How Powersurge became the quiet constant in a Stanmore Bay home’s second chapter

Stanmore Bay still keeps the easy rhythm of a classic New Zealand seaside settlement. Creosote-stained baches sit alongside newer interventions, and the streetscape feels agreeably removed from the city, a few bends of the Whangaparāoa Peninsula away from Auckland’s gravitational pull.

It is the kind of place you arrive at slowly, which is precisely the point of the house Jessop Architects has quietly evolved here. The project, known simply as Stanmore, began as a young couple’s first home together, bought not long after university. The brief, when it came, was not to erase what they had fallen for, but to let it grow up.

Jessop’s response is a study in restraint. Rather than overwrite the original cottage, additions thread through the site with deference to the mature pōhutukawa, their canopy left to shape both the approach and the outlook. Arrival is deliberately unhurried: you cross the lawn, pass beneath the trees, and only once you are inside does the water reveal itself.

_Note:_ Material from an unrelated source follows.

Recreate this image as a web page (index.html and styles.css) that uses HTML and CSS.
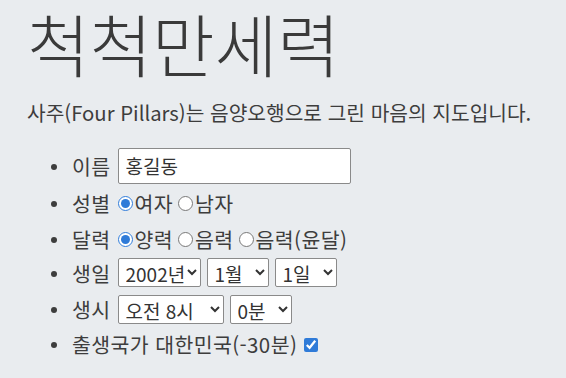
FILE: index.html
```html
<!DOCTYPE html>
<html lang="ko">
<head>
<meta charset="utf-8">
<title>척척만세력</title>
<link rel="stylesheet" href="styles.css">
</head>
<body>
<main class="page">
  <h1 class="title">척척만세력</h1>
  <p class="lead">사주(Four Pillars)는 음양오행으로 그린 마음의 지도입니다.</p>
  <ul class="form-list">
    <li class="row row-1"><span class="label">이름</span><input class="name-input" type="text" value="홍길동"></li>
    <li class="row row-2"><span class="label">성별</span><input class="radio" type="radio" name="sex" checked><span class="opt">여자</span><input class="radio" type="radio" name="sex"><span class="opt">남자</span></li>
    <li class="row row-3"><span class="label">달력</span><input class="radio" type="radio" name="cal" checked><span class="opt">양력</span><input class="radio" type="radio" name="cal"><span class="opt">음력</span><input class="radio" type="radio" name="cal"><span class="opt">음력(윤달)</span></li>
    <li class="row row-4"><span class="label">생일</span>
      <select class="sel sel-year"><option>2002년</option></select>
      <select class="sel sel-month"><option>1월</option></select>
      <select class="sel sel-day"><option>1일</option></select>
    </li>
    <li class="row row-5"><span class="label">생시</span>
      <select class="sel sel-hour"><option>오전 8시</option></select>
      <select class="sel sel-min"><option>0분</option></select>
    </li>
    <li class="row row-6"><span class="label">출생국가 대한민국(-30분)</span><input class="check" type="checkbox" checked></li>
  </ul>
</main>
</body>
</html>
```

FILE: styles.css
```css
html, body {
  margin: 0;
  padding: 0;
  background: #e9ecef;
}
body {
  font-family: "Noto Sans CJK KR", "Noto Sans", sans-serif;
  color: #3d3d3d;
}
.page {
  padding: 0 0 0 27px;
}
.title {
  margin: 0;
  font-size: 68px;
  font-weight: 300;
  line-height: 86px;
  color: #3a3a3a;
}
.lead {
  margin: 0;
  font-size: 20.3px;
  line-height: 26px;
  padding-top: 13px;
}
.form-list {
  margin: 0;
  padding: 22px 0 0 24px;
  list-style: none;
}
.row {
  display: flex;
  align-items: center;
  font-size: 20.5px;
  letter-spacing: 0.4px;
  line-height: 26px;
}
.row::before {
  content: "";
  flex: none;
  width: 6px;
  height: 6px;
  border-radius: 50%;
  background: #3d3d3d;
  margin-right: 15px;
  margin-top: 2px;
}
.row-1 { height: 37px; }
.row-2 { height: 38px; }
.row-3 { height: 33px; }
.row-4 { height: 35px; }
.row-5 { height: 38px; }
.row-6 { height: 32px; }
.label {
  margin-right: 7px;
}
.name-input {
  box-sizing: border-box;
  width: 233px;
  height: 36px;
  font: inherit;
  font-size: 19px;
  letter-spacing: 0;
  padding: 0 7px;
  border: 1px solid #8a8a8a;
  border-radius: 2px;
  background: #fff;
  color: #333;
}
.radio {
  flex: none;
  width: 15px;
  height: 15px;
  margin: 1px 2px 0 0;
  accent-color: #2f7bd8;
}
.opt + .radio {
  margin-left: 5px;
}
.check {
  flex: none;
  width: 14px;
  height: 14px;
  margin: 1px 0 0 0;
  accent-color: #2f7bd8;
}
.sel {
  box-sizing: border-box;
  height: 29px;
  font: inherit;
  font-size: 19px;
  letter-spacing: 0;
  border: 1px solid #8a8a8a;
  border-radius: 2px;
  background: #fff;
  color: #333;
  margin-right: 6px;
  padding: 0 0 0 3px;
}
.sel-year { width: 83px; }
.sel-month { width: 62px; }
.sel-day { width: 62px; }
.sel-hour { width: 106px; }
.sel-min { width: 62px; }
```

A sheltered courtyard on the inland side is the project’s quiet masterstroke. Where many coastal houses commit entirely to the sea, Stanmore gives itself two considered aspects: the water on one side, a protected, north-facing garden room on the other. It is an unshowy way of doubling the house’s usable life through shoulder-season afternoons and early evenings.

Inside, the palette does its work without raising its voice. Sandy stone tones run through the interiors, grounded and durable rather than decorative, paired with warm timbers and the kind of deft joinery that rewards a second look. Cabinetry is fitted with Powersurge’s Entrada Round Bar Handle and Beam Handle, discreet, well-weighted, the sort of detail you register with your hand before your eye.

Above the island, Powersurge’s Lateral Pendant draws a single clean horizontal line through the main living space, a quiet echo of the sea beyond the windows. It is specification rather than feature, which feels right for a house that never tries to perform.

What Jessop has built here is, in the end, a family home that still reads as a first home loved into its second chapter. The pōhutukawa remain, the bach-era rhythm of the bay is intact, and the interiors feel patinated rather than polished. It is a renovation that understands the difference between evolving a house and replacing it.